"When people go through something rough in life, they say, 'I'm taking it one day at a time.' Yes, so is everybody. Because that's how time works." -Hannibal Buress
"When I was 5 years old my mother always told me that happiness was the key to life. When I went to school, they asked me what I wanted to be when I grew up. I wrote down 'happy'. They told me I didn't understand the assignment, and I told them they didn't understand life." -John Lennon
The hardest thing about teaching is that one year is not much time at all. And I hate goodbyes. They're hard, and they're sad. Yet the harder the goodbye, I suppose, the more you've gained from that relationship. For kids it's so simple--"Ms. Elson, can you be my teacher next year?"--and I wish it were so easy. Instead, I give the kid a hug goodbye, and hope that perhaps our paths will cross again.
Today, I graduated from UCD's teaching credential program. Graduation is yet another event that encourages reflection--and more goodbyes. I realized that I graduate three years TO THE DAY after I graduated from undergrad. What a happy coincidence! Three years went by so fast. And a lot happened in the last three years--I ran two marathons! I met new people! I became a teacher! I made a difference!
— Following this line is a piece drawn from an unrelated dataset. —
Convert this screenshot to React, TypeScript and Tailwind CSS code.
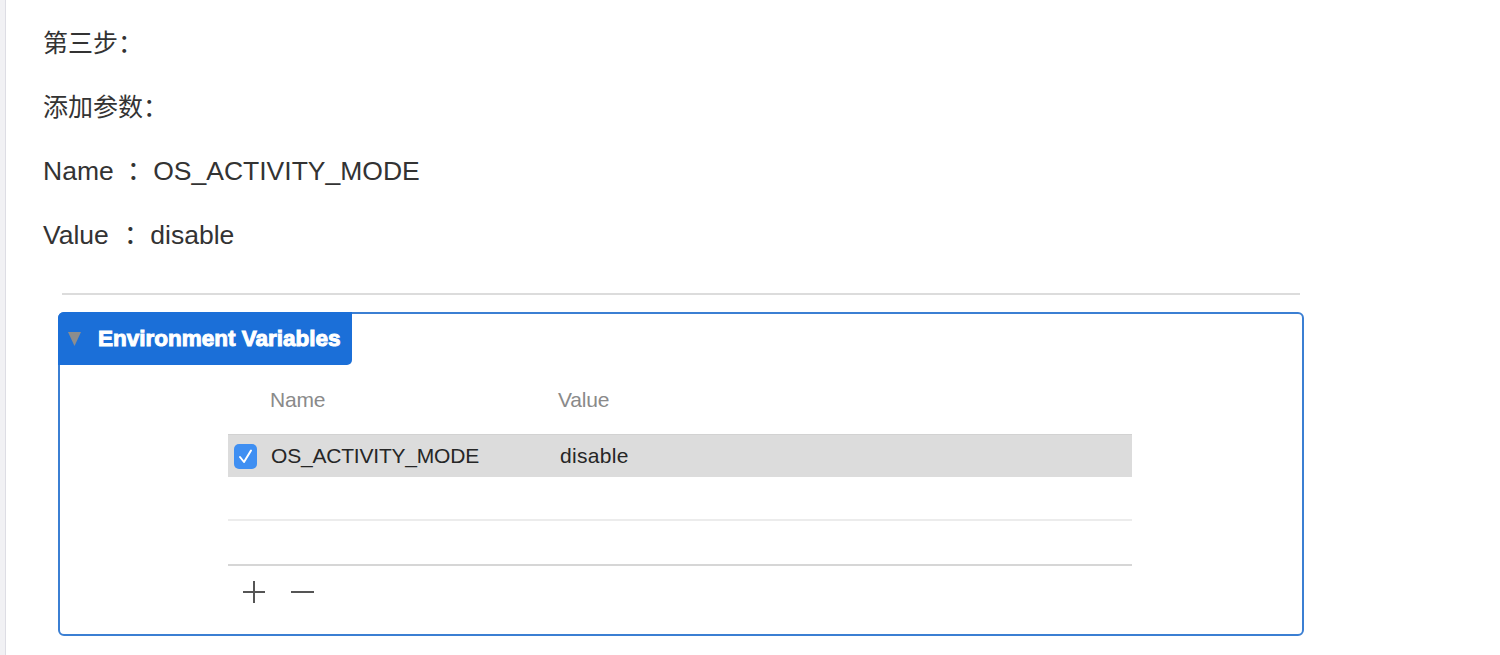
const textFont = { fontFamily: '"Liberation Sans", "Noto Sans CJK SC", sans-serif' };

function Check() {
  return (
    <span className="flex h-[25px] w-[23px] flex-none items-center justify-center rounded-[5px] bg-[#3f8ff2]">
      <svg width="17" height="17" viewBox="0 0 17 17">
        <path d="M3 9 L7 14 L14 2.5" fill="none" stroke="white" strokeWidth="2" strokeLinecap="round" strokeLinejoin="round" />
      </svg>
    </span>
  );
}

export default function App() {
  return (
    <div className="flex min-h-[655px] w-[1500px] bg-white" style={textFont}>
      {/* left gutter of the article */}
      <div className="w-[6px] flex-none border-r border-[#dddde4] bg-[#f1f1f4]" />

      <main className="flex-1">
        <section className="flex flex-col gap-[24px] pl-[37px] pt-[23px] text-[26.5px] leading-[40px] text-[#333]">
          <p><span className="text-[25px]">第三步：</span></p>
          <p><span className="text-[25px]">添加参数：</span></p>
          <p>Name<span className="ml-[13px]">：</span>OS_ACTIVITY_MODE</p>
          <p>Value<span className="ml-[15px]">：</span>disable</p>
        </section>

        <section className="ml-[52px] w-[1246px]">
          <div className="mx-[4px] mt-[38px] h-[2px] bg-[#dcdcdc]" />

          <div className="mt-[17px] flex h-[324px] flex-col rounded-[6px] border-2 border-[#3b7fd3]">
            {/* disclosure tab */}
            <div className="-ml-[2px] -mt-[2px] flex h-[53px] w-[294px] items-center gap-[17px] rounded-tl-[6px] rounded-br-[5px] bg-[#1b6fd8] pl-[10px]">
              <svg width="13" height="14" viewBox="0 0 13 14">
                <polygon points="0,0 13,0 6.5,14" fill="#8d8d8d" />
              </svg>
              <span className="text-[22.5px] font-bold text-white [-webkit-text-stroke:1px_white]">
                Environment Variables
              </span>
            </div>

            {/* table */}
            <div className="ml-[168px] mt-[13px] w-[904px]">
              <div className="flex h-[44px] items-center text-[21px] tracking-[-0.2px] text-[#8a8a8a]">
                <span className="w-[330px] pl-[42px]">Name</span>
                <span>Value</span>
              </div>

              <div className="mt-[12px] flex h-[43px] items-center border-t border-[#d2d2d2] bg-[#dcdcdc] text-[21px] tracking-[-0.2px] text-[#262626]">
                <div className="flex w-[332px] items-center gap-[14px] pl-[6px]">
                  <Check />
                  <span>OS_ACTIVITY_MODE</span>
                </div>
                <span className="tracking-[0.3px]">disable</span>
              </div>

              <div className="h-[42px]" />
              <div className="h-[2px] bg-[#ececec]" />
              <div className="h-[43px]" />
              <div className="h-[2px] bg-[#d6d6d6]" />

              <div className="flex h-[52px] items-center gap-[25px] pl-[14px]">
                <svg width="24" height="24" viewBox="0 0 24 24">
                  <path d="M12 1 V23 M1 12 H23" stroke="#555" strokeWidth="2" />
                </svg>
                <svg width="23" height="24" viewBox="0 0 23 24">
                  <path d="M0 12 H23" stroke="#555" strokeWidth="2" />
                </svg>
              </div>
            </div>
          </div>
        </section>
      </main>
    </div>
  );
}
|Reason #bazillion why working with kids is amazing: This poem was written by a 5th grader, whose class I was in for a mere 2 weeks. It really doesn't take long to make an impression.|
I don't know if it's because I'm a glass-is-half-full kind of person, but I feel like I have been so lucky to have gotten to where I am today on the route that I took--I firmly believe that I could not have been happier at any other college than Carleton. I could not have had a more positive experience at any other site than my lovely St. Paul elementary school. And I could not have found a better fit in terms of grad school, than I did at UCD. Everything happens for a reason, right?
I am not one to believe in fate, or that there's some grand plan for my life, or anyone else's. That said, I think that stuff happens, and it's up to us to give it a reason. To make meaning out of the coincidences that make up life. For example, I did not just jump into a teaching after undergrad, but rather spent 2 years confirming my career goals (and having a blast, living in Minneapolis and working at a fantastic school!) I firmly believe without those years of experience, not only would I have been a horrendous student teacher, but that my particular class could have convinced a different me that teaching was not the right path, even though it could not be any clearer to me that education is my calling.
The takeaway message here is that life is what you make it--and everything happens for the reason that you give it. Life may not always go smoothly--in fact this year had me doubting my teaching abilities and included a lot of tears--but every event can be a learning experience. So here I am, ready to have my own classroom, along with seventy-some other amazing credential students who I am honored to have sat with at graduation.